Leave out any picture and return the remaining listing below exactly as given.

> [Source material]:
###
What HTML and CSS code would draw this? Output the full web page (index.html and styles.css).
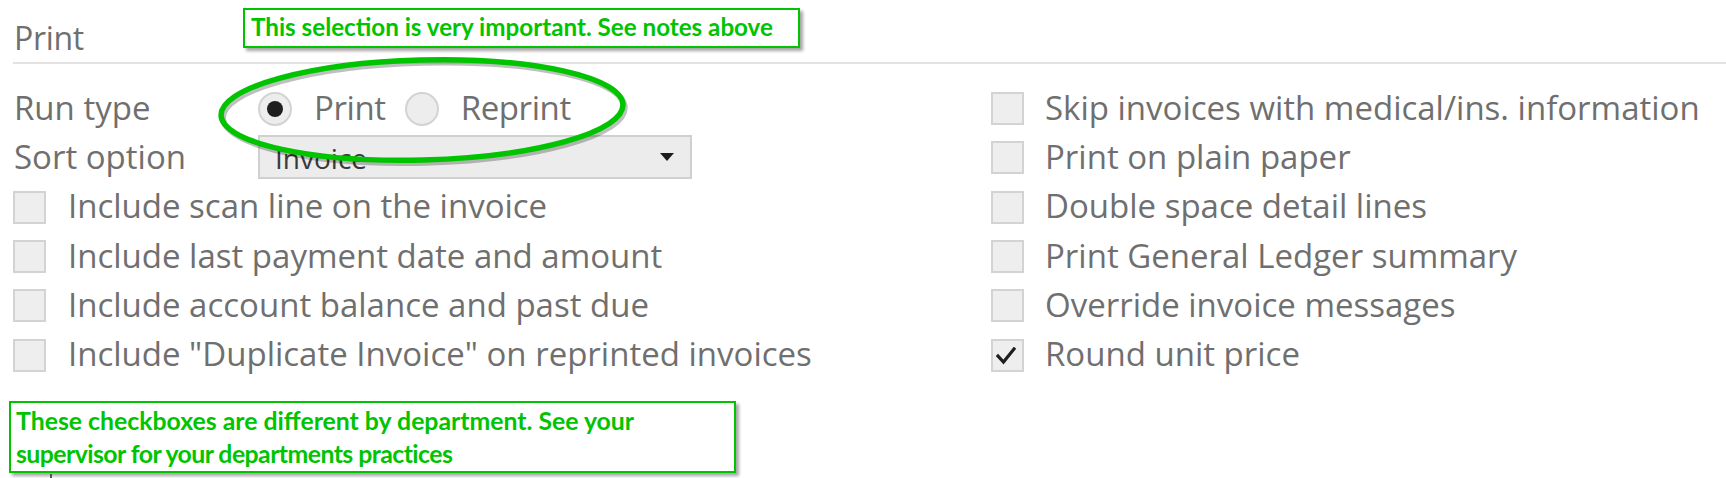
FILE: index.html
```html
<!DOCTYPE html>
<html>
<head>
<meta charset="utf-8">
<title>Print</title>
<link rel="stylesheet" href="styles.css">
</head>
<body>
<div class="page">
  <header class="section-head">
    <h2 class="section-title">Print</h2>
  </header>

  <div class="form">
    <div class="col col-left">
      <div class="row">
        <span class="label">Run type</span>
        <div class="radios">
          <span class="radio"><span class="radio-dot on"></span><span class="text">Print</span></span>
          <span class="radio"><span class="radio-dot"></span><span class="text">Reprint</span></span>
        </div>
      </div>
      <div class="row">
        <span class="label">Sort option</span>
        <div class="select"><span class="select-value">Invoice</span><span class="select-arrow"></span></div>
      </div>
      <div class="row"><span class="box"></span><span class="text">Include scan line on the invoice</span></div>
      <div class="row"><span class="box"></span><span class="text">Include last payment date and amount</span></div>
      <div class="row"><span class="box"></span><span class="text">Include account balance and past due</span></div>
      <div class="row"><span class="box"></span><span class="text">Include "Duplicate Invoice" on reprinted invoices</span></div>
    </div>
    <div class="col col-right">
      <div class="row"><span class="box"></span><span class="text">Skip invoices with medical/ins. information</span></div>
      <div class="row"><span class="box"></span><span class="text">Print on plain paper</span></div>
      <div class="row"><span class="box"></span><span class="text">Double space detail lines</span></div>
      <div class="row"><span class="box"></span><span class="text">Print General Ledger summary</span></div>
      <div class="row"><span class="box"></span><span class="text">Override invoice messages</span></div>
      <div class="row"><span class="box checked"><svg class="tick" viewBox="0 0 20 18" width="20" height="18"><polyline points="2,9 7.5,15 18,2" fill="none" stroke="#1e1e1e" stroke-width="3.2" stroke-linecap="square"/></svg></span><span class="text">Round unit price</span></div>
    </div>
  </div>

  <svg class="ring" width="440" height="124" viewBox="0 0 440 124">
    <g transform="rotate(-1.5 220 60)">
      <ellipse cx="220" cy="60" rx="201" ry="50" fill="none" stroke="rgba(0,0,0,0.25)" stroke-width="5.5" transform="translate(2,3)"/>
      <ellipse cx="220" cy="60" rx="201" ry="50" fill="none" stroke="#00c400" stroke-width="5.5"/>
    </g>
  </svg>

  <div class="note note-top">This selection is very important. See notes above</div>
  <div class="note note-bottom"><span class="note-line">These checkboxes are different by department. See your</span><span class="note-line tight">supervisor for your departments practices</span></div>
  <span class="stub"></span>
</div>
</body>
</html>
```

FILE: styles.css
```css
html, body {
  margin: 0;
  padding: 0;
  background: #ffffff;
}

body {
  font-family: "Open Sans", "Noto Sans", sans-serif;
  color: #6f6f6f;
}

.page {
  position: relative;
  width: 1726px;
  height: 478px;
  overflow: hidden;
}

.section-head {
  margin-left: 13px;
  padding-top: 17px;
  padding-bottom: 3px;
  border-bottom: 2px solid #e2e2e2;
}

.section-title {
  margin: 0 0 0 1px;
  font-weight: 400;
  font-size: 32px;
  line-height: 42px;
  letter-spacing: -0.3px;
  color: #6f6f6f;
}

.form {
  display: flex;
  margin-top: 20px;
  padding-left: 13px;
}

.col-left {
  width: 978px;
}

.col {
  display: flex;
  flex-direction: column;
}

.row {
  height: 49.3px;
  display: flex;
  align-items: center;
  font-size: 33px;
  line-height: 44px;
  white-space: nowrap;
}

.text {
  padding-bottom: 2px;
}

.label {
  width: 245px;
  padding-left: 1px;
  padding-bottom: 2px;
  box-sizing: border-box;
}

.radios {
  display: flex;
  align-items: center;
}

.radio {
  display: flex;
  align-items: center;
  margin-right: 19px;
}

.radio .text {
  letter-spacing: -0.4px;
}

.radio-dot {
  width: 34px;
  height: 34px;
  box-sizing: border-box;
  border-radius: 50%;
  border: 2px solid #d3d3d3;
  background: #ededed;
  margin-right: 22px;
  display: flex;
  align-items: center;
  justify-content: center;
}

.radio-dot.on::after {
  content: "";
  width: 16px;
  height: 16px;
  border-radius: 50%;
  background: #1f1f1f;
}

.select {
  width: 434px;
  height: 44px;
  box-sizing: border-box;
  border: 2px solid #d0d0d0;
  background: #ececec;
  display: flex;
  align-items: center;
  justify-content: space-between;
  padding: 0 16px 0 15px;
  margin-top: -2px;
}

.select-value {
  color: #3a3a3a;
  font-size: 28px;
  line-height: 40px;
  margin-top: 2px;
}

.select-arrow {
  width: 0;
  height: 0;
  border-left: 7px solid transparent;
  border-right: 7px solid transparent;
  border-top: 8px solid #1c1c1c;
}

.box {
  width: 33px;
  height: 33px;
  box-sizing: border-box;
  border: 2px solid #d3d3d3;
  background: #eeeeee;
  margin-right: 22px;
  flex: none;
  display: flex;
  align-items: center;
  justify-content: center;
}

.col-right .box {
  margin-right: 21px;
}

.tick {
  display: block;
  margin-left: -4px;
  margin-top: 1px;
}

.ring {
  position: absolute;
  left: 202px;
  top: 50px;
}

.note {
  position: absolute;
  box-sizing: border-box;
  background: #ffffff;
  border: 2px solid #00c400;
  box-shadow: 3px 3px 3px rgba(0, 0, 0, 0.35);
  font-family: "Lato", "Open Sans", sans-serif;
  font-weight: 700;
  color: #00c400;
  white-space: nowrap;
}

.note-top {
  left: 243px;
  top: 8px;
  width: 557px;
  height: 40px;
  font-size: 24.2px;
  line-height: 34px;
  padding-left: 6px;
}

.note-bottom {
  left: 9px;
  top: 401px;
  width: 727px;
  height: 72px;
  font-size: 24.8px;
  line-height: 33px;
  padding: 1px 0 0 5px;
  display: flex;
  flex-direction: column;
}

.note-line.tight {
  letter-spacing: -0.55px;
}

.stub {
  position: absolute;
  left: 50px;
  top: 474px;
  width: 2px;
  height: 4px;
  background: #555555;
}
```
###
> [Answer to the exercise]:
What HTML and CSS code would draw this? Output the full web page (index.html and styles.css).
FILE: index.html
```html
<!DOCTYPE html>
<html>
<head>
<meta charset="utf-8">
<title>Print</title>
<link rel="stylesheet" href="styles.css">
</head>
<body>
<div class="page">
  <header class="section-head">
    <h2 class="section-title">Print</h2>
  </header>

  <div class="form">
    <div class="col col-left">
      <div class="row">
        <span class="label">Run type</span>
        <div class="radios">
          <span class="radio"><span class="radio-dot on"></span><span class="text">Print</span></span>
          <span class="radio"><span class="radio-dot"></span><span class="text">Reprint</span></span>
        </div>
      </div>
      <div class="row">
        <span class="label">Sort option</span>
        <div class="select"><span class="select-value">Invoice</span><span class="select-arrow"></span></div>
      </div>
      <div class="row"><span class="box"></span><span class="text">Include scan line on the invoice</span></div>
      <div class="row"><span class="box"></span><span class="text">Include last payment date and amount</span></div>
      <div class="row"><span class="box"></span><span class="text">Include account balance and past due</span></div>
      <div class="row"><span class="box"></span><span class="text">Include "Duplicate Invoice" on reprinted invoices</span></div>
    </div>
    <div class="col col-right">
      <div class="row"><span class="box"></span><span class="text">Skip invoices with medical/ins. information</span></div>
      <div class="row"><span class="box"></span><span class="text">Print on plain paper</span></div>
      <div class="row"><span class="box"></span><span class="text">Double space detail lines</span></div>
      <div class="row"><span class="box"></span><span class="text">Print General Ledger summary</span></div>
      <div class="row"><span class="box"></span><span class="text">Override invoice messages</span></div>
      <div class="row"><span class="box checked"><svg class="tick" viewBox="0 0 20 18" width="20" height="18"><polyline points="2,9 7.5,15 18,2" fill="none" stroke="#1e1e1e" stroke-width="3.2" stroke-linecap="square"/></svg></span><span class="text">Round unit price</span></div>
    </div>
  </div>

  <svg class="ring" width="440" height="124" viewBox="0 0 440 124">
    <g transform="rotate(-1.5 220 60)">
      <ellipse cx="220" cy="60" rx="201" ry="50" fill="none" stroke="rgba(0,0,0,0.25)" stroke-width="5.5" transform="translate(2,3)"/>
      <ellipse cx="220" cy="60" rx="201" ry="50" fill="none" stroke="#00c400" stroke-width="5.5"/>
    </g>
  </svg>

  <div class="note note-top">This selection is very important. See notes above</div>
  <div class="note note-bottom"><span class="note-line">These checkboxes are different by department. See your</span><span class="note-line tight">supervisor for your departments practices</span></div>
  <span class="stub"></span>
</div>
</body>
</html>
```

FILE: styles.css
```css
html, body {
  margin: 0;
  padding: 0;
  background: #ffffff;
}

body {
  font-family: "Open Sans", "Noto Sans", sans-serif;
  color: #6f6f6f;
}

.page {
  position: relative;
  width: 1726px;
  height: 478px;
  overflow: hidden;
}

.section-head {
  margin-left: 13px;
  padding-top: 17px;
  padding-bottom: 3px;
  border-bottom: 2px solid #e2e2e2;
}

.section-title {
  margin: 0 0 0 1px;
  font-weight: 400;
  font-size: 32px;
  line-height: 42px;
  letter-spacing: -0.3px;
  color: #6f6f6f;
}

.form {
  display: flex;
  margin-top: 20px;
  padding-left: 13px;
}

.col-left {
  width: 978px;
}

.col {
  display: flex;
  flex-direction: column;
}

.row {
  height: 49.3px;
  display: flex;
  align-items: center;
  font-size: 33px;
  line-height: 44px;
  white-space: nowrap;
}

.text {
  padding-bottom: 2px;
}

.label {
  width: 245px;
  padding-left: 1px;
  padding-bottom: 2px;
  box-sizing: border-box;
}

.radios {
  display: flex;
  align-items: center;
}

.radio {
  display: flex;
  align-items: center;
  margin-right: 19px;
}

.radio .text {
  letter-spacing: -0.4px;
}

.radio-dot {
  width: 34px;
  height: 34px;
  box-sizing: border-box;
  border-radius: 50%;
  border: 2px solid #d3d3d3;
  background: #ededed;
  margin-right: 22px;
  display: flex;
  align-items: center;
  justify-content: center;
}

.radio-dot.on::after {
  content: "";
  width: 16px;
  height: 16px;
  border-radius: 50%;
  background: #1f1f1f;
}

.select {
  width: 434px;
  height: 44px;
  box-sizing: border-box;
  border: 2px solid #d0d0d0;
  background: #ececec;
  display: flex;
  align-items: center;
  justify-content: space-between;
  padding: 0 16px 0 15px;
  margin-top: -2px;
}

.select-value {
  color: #3a3a3a;
  font-size: 28px;
  line-height: 40px;
  margin-top: 2px;
}

.select-arrow {
  width: 0;
  height: 0;
  border-left: 7px solid transparent;
  border-right: 7px solid transparent;
  border-top: 8px solid #1c1c1c;
}

.box {
  width: 33px;
  height: 33px;
  box-sizing: border-box;
  border: 2px solid #d3d3d3;
  background: #eeeeee;
  margin-right: 22px;
  flex: none;
  display: flex;
  align-items: center;
  justify-content: center;
}

.col-right .box {
  margin-right: 21px;
}

.tick {
  display: block;
  margin-left: -4px;
  margin-top: 1px;
}

.ring {
  position: absolute;
  left: 202px;
  top: 50px;
}

.note {
  position: absolute;
  box-sizing: border-box;
  background: #ffffff;
  border: 2px solid #00c400;
  box-shadow: 3px 3px 3px rgba(0, 0, 0, 0.35);
  font-family: "Lato", "Open Sans", sans-serif;
  font-weight: 700;
  color: #00c400;
  white-space: nowrap;
}

.note-top {
  left: 243px;
  top: 8px;
  width: 557px;
  height: 40px;
  font-size: 24.2px;
  line-height: 34px;
  padding-left: 6px;
}

.note-bottom {
  left: 9px;
  top: 401px;
  width: 727px;
  height: 72px;
  font-size: 24.8px;
  line-height: 33px;
  padding: 1px 0 0 5px;
  display: flex;
  flex-direction: column;
}

.note-line.tight {
  letter-spacing: -0.55px;
}

.stub {
  position: absolute;
  left: 50px;
  top: 474px;
  width: 2px;
  height: 4px;
  background: #555555;
}
```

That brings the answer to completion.